Since we had no prior web development experience, we decided to build a simple Python backend with a JS frontend and deploy it on a VPS. You can use the product completely for free. We have a one time payment premium plan for lifetime, but this plan is for the users want to use it excessively. Mostly you can go with the free plan.

If you're interested in the technical details, we're fully open-source. You can see the technical implementation in GitHub (https://github.com/rahmansahinler1/doclink) or try it at doclink.io

Would love to hear from others who have explored RAG implementations or have ideas for further optimization!






Congrats for your work!

Just to clarify, you did use a vector database. Postgres is a vector database if you store your embeddings there. Pgvector is a practical approach to storing your vectors in Postgres. Wherever you store your embeddings, it's your vector database.

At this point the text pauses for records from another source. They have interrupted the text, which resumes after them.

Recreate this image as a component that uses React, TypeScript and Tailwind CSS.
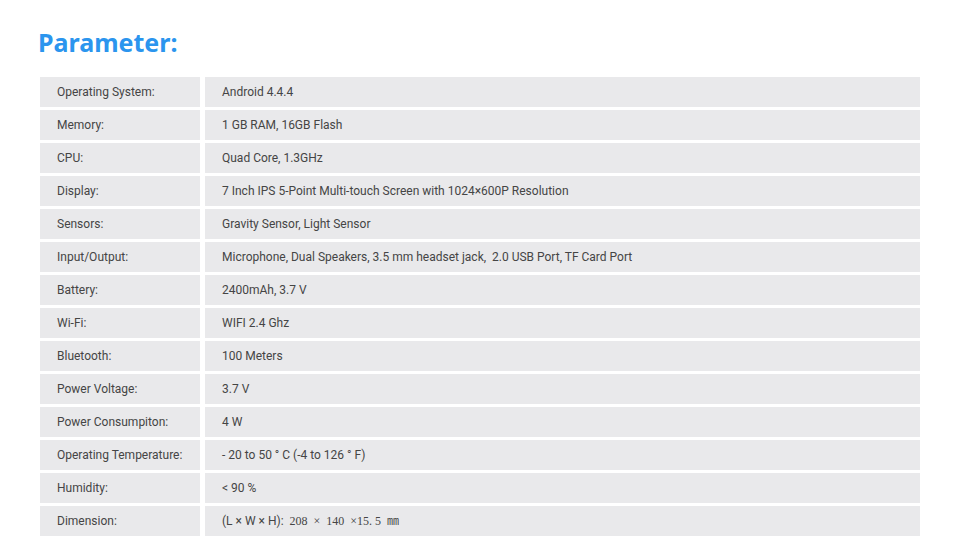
const rows: [string, React.ReactNode][] = [
  ["Operating System:", "Android 4.4.4"],
  ["Memory:", "1 GB RAM, 16GB Flash"],
  ["CPU:", "Quad Core, 1.3GHz"],
  ["Display:", "7 Inch IPS 5-Point Multi-touch Screen with 1024×600P Resolution"],
  ["Sensors:", "Gravity Sensor, Light Sensor"],
  ["Input/Output:", "Microphone, Dual Speakers, 3.5 mm headset jack,  2.0 USB Port, TF Card Port"],
  ["Battery:", "2400mAh, 3.7 V"],
  ["Wi-Fi:", "WIFI 2.4 Ghz"],
  ["Bluetooth:", "100 Meters"],
  ["Power Voltage:", "3.7 V"],
  ["Power Consumpiton:", "4 W"],
  ["Operating Temperature:", "- 20 to 50 ° C (-4 to 126 ° F)"],
  ["Humidity:", "< 90 %"],
  [
    "Dimension:",
    <>
      (L × W × H):{"  "}
      <span className="font-['Liberation_Serif','Noto_Sans_CJK_SC',serif] text-[12px]">
        208  ×  140  ×15. 5  ㎜
      </span>
    </>,
  ],
];

export default function App() {
  return (
    <div className="h-[558px] w-[960px] bg-white font-['Roboto',sans-serif]">
      <div className="px-10 pt-[26px]">
        <h1 className="-ml-[2px] font-['Noto_Sans',sans-serif] text-[25px] leading-[32px] font-bold text-[#2b95ee]">
          Parameter:
        </h1>
        <div className="mt-[19px] flex w-[880px] flex-col gap-[3px]">
          {rows.map(([label, value], i) => (
            <div key={i} className="flex h-[30px] gap-[5px] text-[12px] text-[#454545]">
              <div className="flex w-[160px] items-center bg-[#e9e9eb] pl-[17px]">{label}</div>
              <div className="flex flex-1 items-center bg-[#e9e9eb] pl-[17px] whitespace-pre">
                {value}
              </div>
            </div>
          ))}
        </div>
      </div>
    </div>
  );
}
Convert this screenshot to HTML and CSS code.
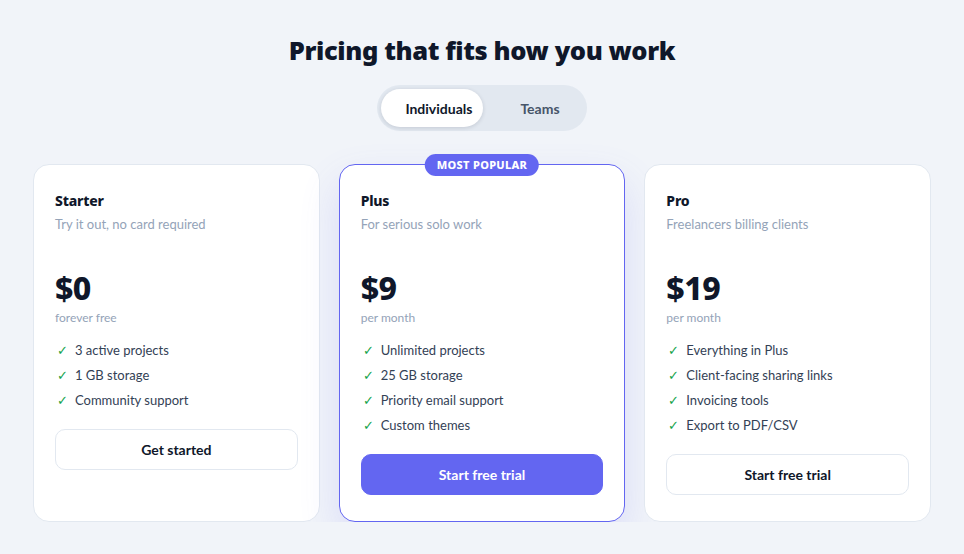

Thank you very much! Yes, I agree we can kinda say everything is a vector database when you store vectors in it but what I meant by this is we don't need the use Pinecone or any other vector data bases for high performance, high accuracy and user information integration. We all made this with postgresql, redis and faiss. On the other hand, we didn't use pgvector mainly because we wanted to use Faiss as our primary vector search. Faiss gives us flexibilty to control the time for answer generation, with indexing method (tradeoff between accuracy and speed). And indexing with Faiss really fast and efficient.